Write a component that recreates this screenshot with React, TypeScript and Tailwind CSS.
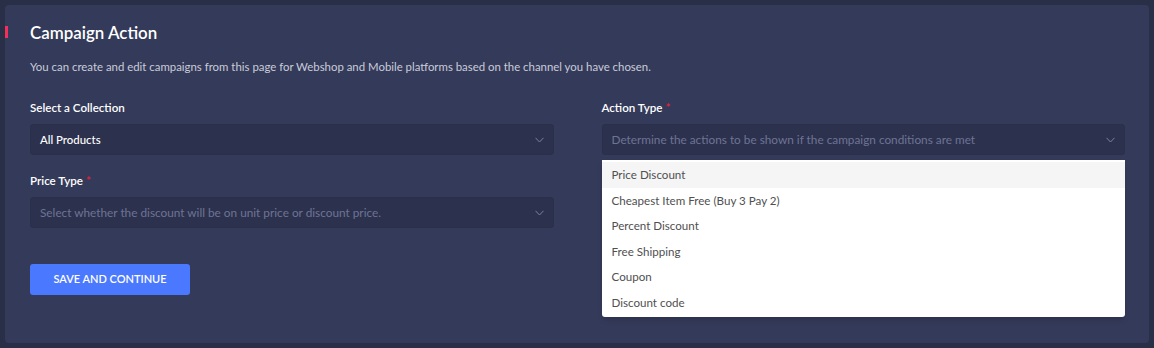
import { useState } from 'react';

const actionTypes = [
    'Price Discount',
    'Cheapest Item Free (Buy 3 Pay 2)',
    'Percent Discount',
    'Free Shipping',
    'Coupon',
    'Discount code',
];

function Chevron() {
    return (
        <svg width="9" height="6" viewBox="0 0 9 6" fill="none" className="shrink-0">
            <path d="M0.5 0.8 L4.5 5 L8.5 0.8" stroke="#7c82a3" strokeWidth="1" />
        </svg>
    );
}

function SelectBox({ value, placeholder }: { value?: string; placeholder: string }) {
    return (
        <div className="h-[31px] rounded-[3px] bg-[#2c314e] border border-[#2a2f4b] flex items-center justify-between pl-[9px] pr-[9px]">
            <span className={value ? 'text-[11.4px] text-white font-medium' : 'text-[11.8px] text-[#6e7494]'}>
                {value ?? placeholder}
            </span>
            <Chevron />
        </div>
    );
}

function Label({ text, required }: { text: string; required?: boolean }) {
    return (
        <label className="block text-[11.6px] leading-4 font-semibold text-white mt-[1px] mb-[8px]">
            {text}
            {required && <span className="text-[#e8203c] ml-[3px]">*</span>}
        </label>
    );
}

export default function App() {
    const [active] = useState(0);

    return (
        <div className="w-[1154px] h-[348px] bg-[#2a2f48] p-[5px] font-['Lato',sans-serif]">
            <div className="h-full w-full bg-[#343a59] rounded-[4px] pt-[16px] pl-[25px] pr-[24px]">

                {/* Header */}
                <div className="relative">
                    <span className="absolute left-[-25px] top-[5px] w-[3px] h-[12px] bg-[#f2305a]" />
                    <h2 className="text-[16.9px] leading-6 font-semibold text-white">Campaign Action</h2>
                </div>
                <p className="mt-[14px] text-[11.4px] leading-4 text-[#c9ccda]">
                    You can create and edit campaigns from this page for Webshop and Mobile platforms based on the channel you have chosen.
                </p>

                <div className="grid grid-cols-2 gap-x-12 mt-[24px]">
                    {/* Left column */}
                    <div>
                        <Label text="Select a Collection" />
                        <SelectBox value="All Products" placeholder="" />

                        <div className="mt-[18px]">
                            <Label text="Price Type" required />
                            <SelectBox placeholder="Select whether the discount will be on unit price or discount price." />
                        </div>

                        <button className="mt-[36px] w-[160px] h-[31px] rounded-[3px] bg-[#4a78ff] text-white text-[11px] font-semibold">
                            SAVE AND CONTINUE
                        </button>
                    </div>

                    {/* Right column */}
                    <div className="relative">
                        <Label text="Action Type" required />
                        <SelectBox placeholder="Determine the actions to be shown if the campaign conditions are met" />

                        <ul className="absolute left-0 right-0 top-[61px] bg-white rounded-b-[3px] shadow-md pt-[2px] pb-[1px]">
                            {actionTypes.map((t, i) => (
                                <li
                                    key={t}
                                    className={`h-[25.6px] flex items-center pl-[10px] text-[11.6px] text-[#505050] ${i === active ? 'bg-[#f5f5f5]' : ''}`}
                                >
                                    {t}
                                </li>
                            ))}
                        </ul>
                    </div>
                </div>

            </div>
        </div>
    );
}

+===+

* **Exercise directions**: Repeat the material above verbatim. Leave the pictures behind.

* **Result for this task**:
Write a component that recreates this screenshot with React, TypeScript and Tailwind CSS.
import { useState } from 'react';

const actionTypes = [
    'Price Discount',
    'Cheapest Item Free (Buy 3 Pay 2)',
    'Percent Discount',
    'Free Shipping',
    'Coupon',
    'Discount code',
];

function Chevron() {
    return (
        <svg width="9" height="6" viewBox="0 0 9 6" fill="none" className="shrink-0">
            <path d="M0.5 0.8 L4.5 5 L8.5 0.8" stroke="#7c82a3" strokeWidth="1" />
        </svg>
    );
}

function SelectBox({ value, placeholder }: { value?: string; placeholder: string }) {
    return (
        <div className="h-[31px] rounded-[3px] bg-[#2c314e] border border-[#2a2f4b] flex items-center justify-between pl-[9px] pr-[9px]">
            <span className={value ? 'text-[11.4px] text-white font-medium' : 'text-[11.8px] text-[#6e7494]'}>
                {value ?? placeholder}
            </span>
            <Chevron />
        </div>
    );
}

function Label({ text, required }: { text: string; required?: boolean }) {
    return (
        <label className="block text-[11.6px] leading-4 font-semibold text-white mt-[1px] mb-[8px]">
            {text}
            {required && <span className="text-[#e8203c] ml-[3px]">*</span>}
        </label>
    );
}

export default function App() {
    const [active] = useState(0);

    return (
        <div className="w-[1154px] h-[348px] bg-[#2a2f48] p-[5px] font-['Lato',sans-serif]">
            <div className="h-full w-full bg-[#343a59] rounded-[4px] pt-[16px] pl-[25px] pr-[24px]">

                {/* Header */}
                <div className="relative">
                    <span className="absolute left-[-25px] top-[5px] w-[3px] h-[12px] bg-[#f2305a]" />
                    <h2 className="text-[16.9px] leading-6 font-semibold text-white">Campaign Action</h2>
                </div>
                <p className="mt-[14px] text-[11.4px] leading-4 text-[#c9ccda]">
                    You can create and edit campaigns from this page for Webshop and Mobile platforms based on the channel you have chosen.
                </p>

                <div className="grid grid-cols-2 gap-x-12 mt-[24px]">
                    {/* Left column */}
                    <div>
                        <Label text="Select a Collection" />
                        <SelectBox value="All Products" placeholder="" />

                        <div className="mt-[18px]">
                            <Label text="Price Type" required />
                            <SelectBox placeholder="Select whether the discount will be on unit price or discount price." />
                        </div>

                        <button className="mt-[36px] w-[160px] h-[31px] rounded-[3px] bg-[#4a78ff] text-white text-[11px] font-semibold">
                            SAVE AND CONTINUE
                        </button>
                    </div>

                    {/* Right column */}
                    <div className="relative">
                        <Label text="Action Type" required />
                        <SelectBox placeholder="Determine the actions to be shown if the campaign conditions are met" />

                        <ul className="absolute left-0 right-0 top-[61px] bg-white rounded-b-[3px] shadow-md pt-[2px] pb-[1px]">
                            {actionTypes.map((t, i) => (
                                <li
                                    key={t}
                                    className={`h-[25.6px] flex items-center pl-[10px] text-[11.6px] text-[#505050] ${i === active ? 'bg-[#f5f5f5]' : ''}`}
                                >
                                    {t}
                                </li>
                            ))}
                        </ul>
                    </div>
                </div>

            </div>
        </div>
    );
}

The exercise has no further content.